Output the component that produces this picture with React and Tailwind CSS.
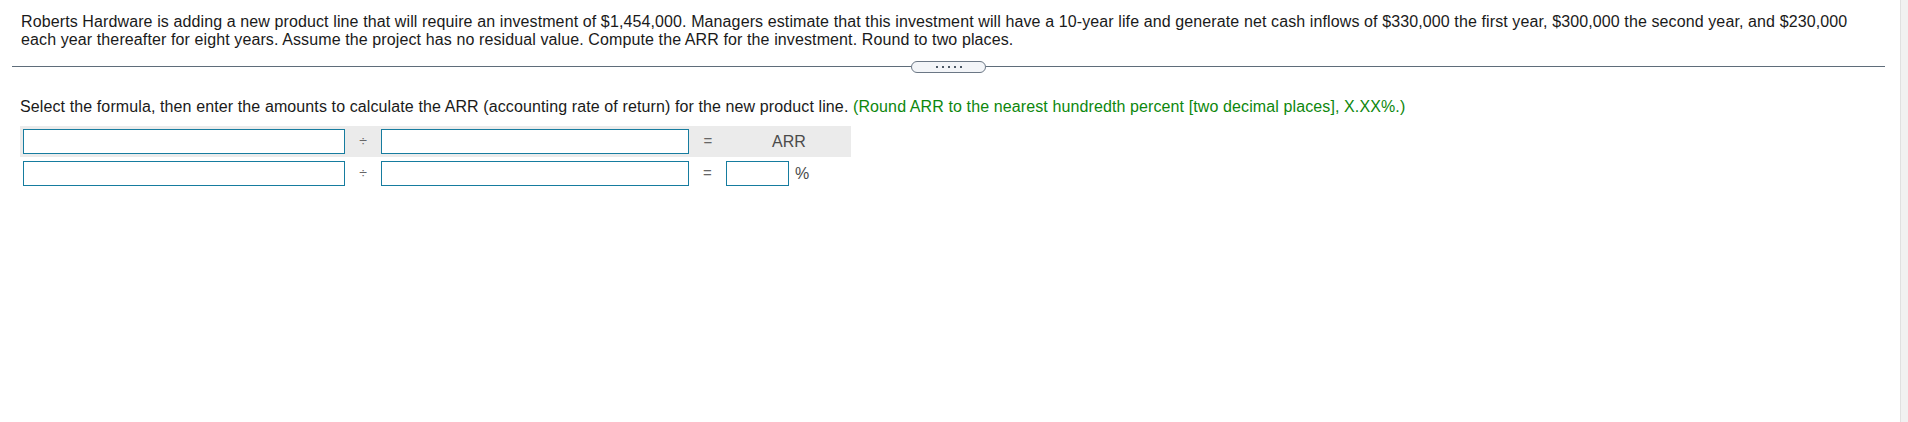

==

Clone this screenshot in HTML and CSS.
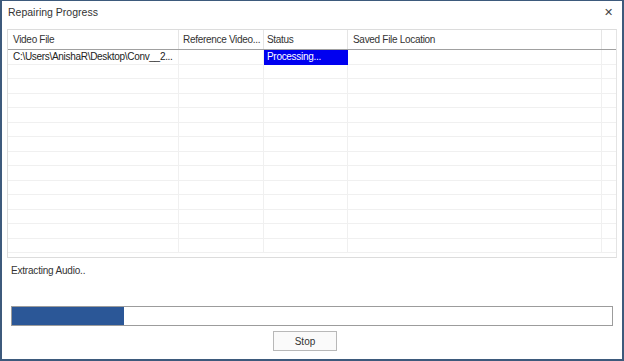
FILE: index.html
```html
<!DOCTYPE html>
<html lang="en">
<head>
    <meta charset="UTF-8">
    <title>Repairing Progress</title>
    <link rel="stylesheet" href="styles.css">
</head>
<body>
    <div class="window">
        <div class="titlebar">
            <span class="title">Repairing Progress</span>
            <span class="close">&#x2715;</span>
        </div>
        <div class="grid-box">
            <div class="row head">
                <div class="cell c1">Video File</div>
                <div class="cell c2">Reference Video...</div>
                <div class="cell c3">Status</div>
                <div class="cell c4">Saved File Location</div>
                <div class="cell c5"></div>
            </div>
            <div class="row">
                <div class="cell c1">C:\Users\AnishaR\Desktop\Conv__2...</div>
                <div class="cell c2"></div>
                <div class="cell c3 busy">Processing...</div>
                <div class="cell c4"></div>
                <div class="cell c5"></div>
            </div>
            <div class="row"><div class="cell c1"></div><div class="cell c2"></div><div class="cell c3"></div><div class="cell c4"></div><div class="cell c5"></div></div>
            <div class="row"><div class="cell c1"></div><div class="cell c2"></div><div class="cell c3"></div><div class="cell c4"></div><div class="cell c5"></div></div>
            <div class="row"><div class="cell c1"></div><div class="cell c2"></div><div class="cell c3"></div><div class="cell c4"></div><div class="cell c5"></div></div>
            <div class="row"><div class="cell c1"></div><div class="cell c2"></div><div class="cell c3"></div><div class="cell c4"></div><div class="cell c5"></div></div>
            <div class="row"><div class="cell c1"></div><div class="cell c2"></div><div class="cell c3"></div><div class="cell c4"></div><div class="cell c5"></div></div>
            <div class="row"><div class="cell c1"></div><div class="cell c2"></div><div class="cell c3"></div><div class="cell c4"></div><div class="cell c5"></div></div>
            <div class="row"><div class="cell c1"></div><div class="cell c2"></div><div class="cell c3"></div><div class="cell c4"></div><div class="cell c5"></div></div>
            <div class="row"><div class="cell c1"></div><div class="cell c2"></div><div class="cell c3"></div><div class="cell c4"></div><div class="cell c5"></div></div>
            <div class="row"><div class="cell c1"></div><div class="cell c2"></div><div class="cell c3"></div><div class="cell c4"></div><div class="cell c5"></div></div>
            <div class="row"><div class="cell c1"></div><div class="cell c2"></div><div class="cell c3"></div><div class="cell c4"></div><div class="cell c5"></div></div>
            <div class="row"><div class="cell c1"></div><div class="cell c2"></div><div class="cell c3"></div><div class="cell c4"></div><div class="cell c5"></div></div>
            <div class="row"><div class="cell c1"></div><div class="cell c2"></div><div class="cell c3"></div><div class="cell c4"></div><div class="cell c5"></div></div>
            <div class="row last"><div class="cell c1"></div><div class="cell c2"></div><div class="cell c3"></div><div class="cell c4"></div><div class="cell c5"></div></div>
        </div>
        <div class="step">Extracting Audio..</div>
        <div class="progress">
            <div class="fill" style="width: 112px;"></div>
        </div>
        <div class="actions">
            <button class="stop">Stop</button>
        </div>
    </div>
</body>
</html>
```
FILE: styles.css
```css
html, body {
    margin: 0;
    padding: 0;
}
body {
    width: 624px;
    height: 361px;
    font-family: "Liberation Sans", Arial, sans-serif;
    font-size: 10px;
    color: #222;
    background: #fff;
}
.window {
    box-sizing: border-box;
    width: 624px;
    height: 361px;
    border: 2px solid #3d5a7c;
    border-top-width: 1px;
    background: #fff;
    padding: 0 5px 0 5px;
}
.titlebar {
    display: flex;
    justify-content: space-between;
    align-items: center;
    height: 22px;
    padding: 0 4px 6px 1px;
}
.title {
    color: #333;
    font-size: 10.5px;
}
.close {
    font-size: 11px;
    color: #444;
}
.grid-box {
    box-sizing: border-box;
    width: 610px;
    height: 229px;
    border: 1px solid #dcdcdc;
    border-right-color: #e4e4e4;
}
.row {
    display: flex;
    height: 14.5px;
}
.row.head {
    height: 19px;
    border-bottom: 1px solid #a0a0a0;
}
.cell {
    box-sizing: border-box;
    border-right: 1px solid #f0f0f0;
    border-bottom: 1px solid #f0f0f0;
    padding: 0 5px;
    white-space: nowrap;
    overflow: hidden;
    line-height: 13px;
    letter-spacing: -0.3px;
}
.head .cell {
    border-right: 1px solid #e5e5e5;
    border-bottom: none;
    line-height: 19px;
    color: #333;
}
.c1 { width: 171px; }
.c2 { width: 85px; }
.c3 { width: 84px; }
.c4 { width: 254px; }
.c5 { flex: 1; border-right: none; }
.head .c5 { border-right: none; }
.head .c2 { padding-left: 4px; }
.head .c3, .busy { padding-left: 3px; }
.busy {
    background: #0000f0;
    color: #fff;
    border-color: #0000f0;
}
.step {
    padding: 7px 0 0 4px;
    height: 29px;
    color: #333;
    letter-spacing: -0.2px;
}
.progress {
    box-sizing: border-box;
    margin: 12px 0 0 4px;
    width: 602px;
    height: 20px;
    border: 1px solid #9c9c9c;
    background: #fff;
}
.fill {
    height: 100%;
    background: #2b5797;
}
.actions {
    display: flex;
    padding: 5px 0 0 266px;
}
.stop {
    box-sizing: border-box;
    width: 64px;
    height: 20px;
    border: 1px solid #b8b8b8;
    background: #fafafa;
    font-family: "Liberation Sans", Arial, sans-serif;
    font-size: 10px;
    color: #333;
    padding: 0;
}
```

§ Direction:
Going through the data, tally the lines containing "this" and report only the result.

§ Answer in full:
2